:: PROVIDED DATA
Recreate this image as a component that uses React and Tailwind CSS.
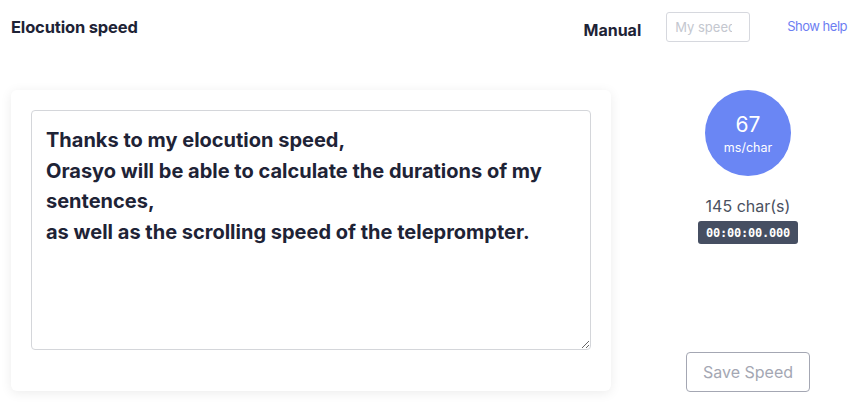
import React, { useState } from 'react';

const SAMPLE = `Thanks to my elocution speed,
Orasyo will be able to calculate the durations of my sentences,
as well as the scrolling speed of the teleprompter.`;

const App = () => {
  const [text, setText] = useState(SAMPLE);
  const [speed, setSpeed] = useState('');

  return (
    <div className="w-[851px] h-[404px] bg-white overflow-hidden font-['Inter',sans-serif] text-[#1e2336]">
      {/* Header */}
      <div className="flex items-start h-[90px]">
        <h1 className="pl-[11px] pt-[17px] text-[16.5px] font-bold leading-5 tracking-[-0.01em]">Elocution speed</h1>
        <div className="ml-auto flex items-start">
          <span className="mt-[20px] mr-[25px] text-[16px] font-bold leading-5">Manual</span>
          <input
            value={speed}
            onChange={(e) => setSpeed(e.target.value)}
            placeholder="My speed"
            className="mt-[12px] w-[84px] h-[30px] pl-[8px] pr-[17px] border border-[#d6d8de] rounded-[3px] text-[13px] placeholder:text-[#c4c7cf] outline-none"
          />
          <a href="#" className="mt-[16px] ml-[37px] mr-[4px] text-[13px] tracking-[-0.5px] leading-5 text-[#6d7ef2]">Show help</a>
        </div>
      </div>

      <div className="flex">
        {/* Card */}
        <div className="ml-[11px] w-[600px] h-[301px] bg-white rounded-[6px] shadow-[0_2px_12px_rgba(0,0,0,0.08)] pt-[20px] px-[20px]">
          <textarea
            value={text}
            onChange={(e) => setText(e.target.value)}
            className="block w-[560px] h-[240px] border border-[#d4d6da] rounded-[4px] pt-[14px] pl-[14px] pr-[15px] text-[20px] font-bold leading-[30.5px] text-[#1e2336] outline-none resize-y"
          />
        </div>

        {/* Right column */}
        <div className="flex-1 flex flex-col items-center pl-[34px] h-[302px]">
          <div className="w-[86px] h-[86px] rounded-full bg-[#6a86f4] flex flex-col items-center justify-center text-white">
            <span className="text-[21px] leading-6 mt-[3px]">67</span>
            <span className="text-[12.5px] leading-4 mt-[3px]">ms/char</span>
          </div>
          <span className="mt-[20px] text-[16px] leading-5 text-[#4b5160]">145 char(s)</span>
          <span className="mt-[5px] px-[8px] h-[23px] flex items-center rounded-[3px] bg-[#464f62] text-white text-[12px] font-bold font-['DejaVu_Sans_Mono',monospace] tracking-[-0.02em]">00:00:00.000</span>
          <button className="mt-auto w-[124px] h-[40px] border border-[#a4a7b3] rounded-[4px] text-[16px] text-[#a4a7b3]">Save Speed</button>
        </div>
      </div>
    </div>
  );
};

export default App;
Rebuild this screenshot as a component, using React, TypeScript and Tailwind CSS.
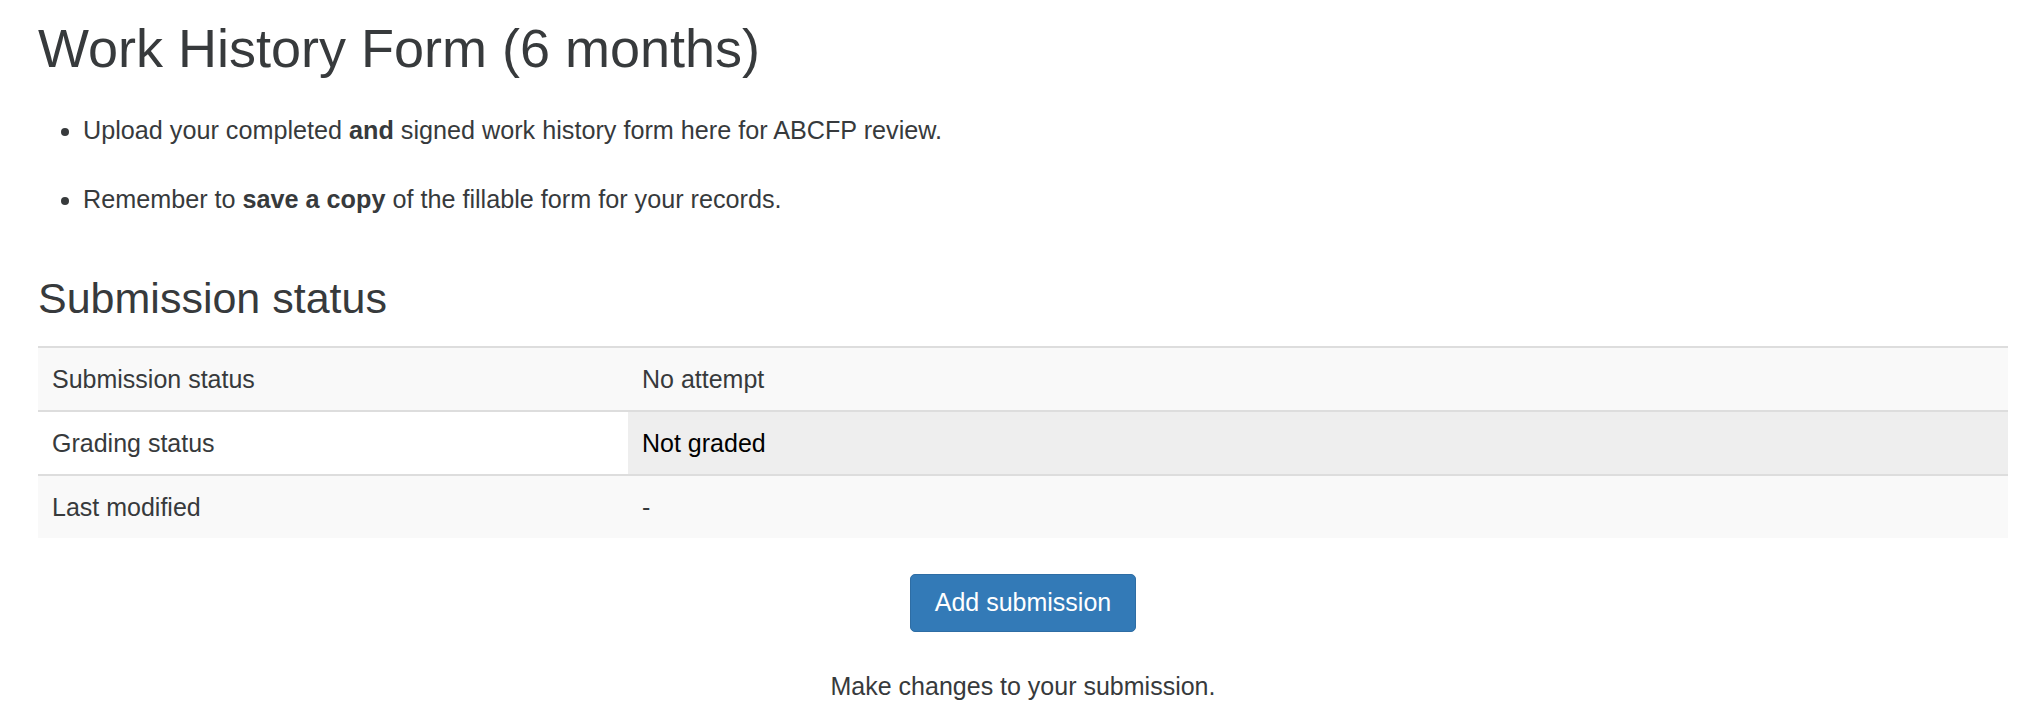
::::
▸ **REQUIRED WORK**: From the listing above, print every entry precisely and drop the pictures.

▸ **TASK ANSWER**:
Recreate this image as a component that uses React and Tailwind CSS.
import React, { useState } from 'react';

const SAMPLE = `Thanks to my elocution speed,
Orasyo will be able to calculate the durations of my sentences,
as well as the scrolling speed of the teleprompter.`;

const App = () => {
  const [text, setText] = useState(SAMPLE);
  const [speed, setSpeed] = useState('');

  return (
    <div className="w-[851px] h-[404px] bg-white overflow-hidden font-['Inter',sans-serif] text-[#1e2336]">
      {/* Header */}
      <div className="flex items-start h-[90px]">
        <h1 className="pl-[11px] pt-[17px] text-[16.5px] font-bold leading-5 tracking-[-0.01em]">Elocution speed</h1>
        <div className="ml-auto flex items-start">
          <span className="mt-[20px] mr-[25px] text-[16px] font-bold leading-5">Manual</span>
          <input
            value={speed}
            onChange={(e) => setSpeed(e.target.value)}
            placeholder="My speed"
            className="mt-[12px] w-[84px] h-[30px] pl-[8px] pr-[17px] border border-[#d6d8de] rounded-[3px] text-[13px] placeholder:text-[#c4c7cf] outline-none"
          />
          <a href="#" className="mt-[16px] ml-[37px] mr-[4px] text-[13px] tracking-[-0.5px] leading-5 text-[#6d7ef2]">Show help</a>
        </div>
      </div>

      <div className="flex">
        {/* Card */}
        <div className="ml-[11px] w-[600px] h-[301px] bg-white rounded-[6px] shadow-[0_2px_12px_rgba(0,0,0,0.08)] pt-[20px] px-[20px]">
          <textarea
            value={text}
            onChange={(e) => setText(e.target.value)}
            className="block w-[560px] h-[240px] border border-[#d4d6da] rounded-[4px] pt-[14px] pl-[14px] pr-[15px] text-[20px] font-bold leading-[30.5px] text-[#1e2336] outline-none resize-y"
          />
        </div>

        {/* Right column */}
        <div className="flex-1 flex flex-col items-center pl-[34px] h-[302px]">
          <div className="w-[86px] h-[86px] rounded-full bg-[#6a86f4] flex flex-col items-center justify-center text-white">
            <span className="text-[21px] leading-6 mt-[3px]">67</span>
            <span className="text-[12.5px] leading-4 mt-[3px]">ms/char</span>
          </div>
          <span className="mt-[20px] text-[16px] leading-5 text-[#4b5160]">145 char(s)</span>
          <span className="mt-[5px] px-[8px] h-[23px] flex items-center rounded-[3px] bg-[#464f62] text-white text-[12px] font-bold font-['DejaVu_Sans_Mono',monospace] tracking-[-0.02em]">00:00:00.000</span>
          <button className="mt-auto w-[124px] h-[40px] border border-[#a4a7b3] rounded-[4px] text-[16px] text-[#a4a7b3]">Save Speed</button>
        </div>
      </div>
    </div>
  );
};

export default App;
Rebuild this screenshot as a component, using React, TypeScript and Tailwind CSS.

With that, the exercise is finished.